É por isso que uma Sustentabilidade social só pode ser concebida como adequação homeostática que se manifesta pela interação entre as diferentes microestruturas sociais e ratificam ou modificam a função coercitiva das macroestruturas sociais no decorrer do tempo e dos espaços”. O que denota esse conceito operacional? Significa que microestruturas estabelecem os canais de fluxo da socialidade no nosso cotidiano, gera-se a diferenciação social. Quanto maior a intensidade diferenciação, maior será a origem das macroestruturas que exercem funções de coerção sobre as microestruturas, atualizando as microestruturas em relação às macroestruturas, que vão originar novas relações cotidianas as quais atualizam as diferenciações sociais e as funções das macroestruturas, que, novamente, vão exercer coerção sobre as microestruturas, atualizando-as, em uma espiral ascendente ao longo do desenvolvimento social.

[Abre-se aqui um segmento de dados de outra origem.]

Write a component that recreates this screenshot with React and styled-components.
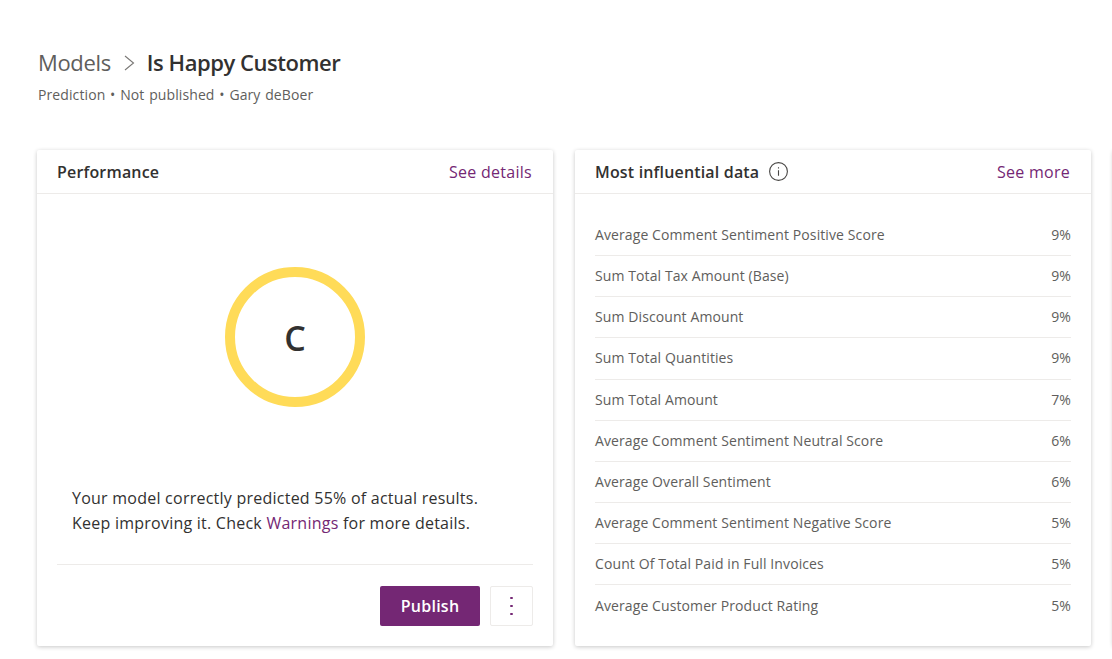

A conjugação do conceito operacional proposto para Sustentabilidade social e as explicações sobre micro e macroestruturas sociais pode ser visualizada pelo seguinte esquema:

A Sustentabilidade social, dentro dos argumentos propostos, somente é verificada após o exercício da coerção das microestruturas pelas macroestruturas, permitindo a atualização constante de cada um dos âmbitos sociais. Somente se mantém uma homeostase sustentável no âmbito da Sociedade Pós-Moderna quando existe uma interação que vai das microestruturas às macroestruturas, que podem ratificar ou modificar a função coercitiva que as macroestruturas exercem, ao longo do desenvolvimento intersubjetivo num determinado tempo e espaço.

 

[1] DURKHEIM, Émile. Capítulo II: Solidariedade Mecânica ou por Similitudes. In: Da Divisão do Trabalho Social. 2. ed. São Paulo: Martins Fontes, 1999.

[2] DURKHEIM, Émile. Da Divisão do Trabalho Social. p. 39.

[3] DURKHEIM, Émile. Capítulo III: A Solidariedade devida à Divisão do Trabalho ou Orgânica. In: Da Divisão do Trabalho Social. 2. ed. São Paulo: Martins Fontes, 1999.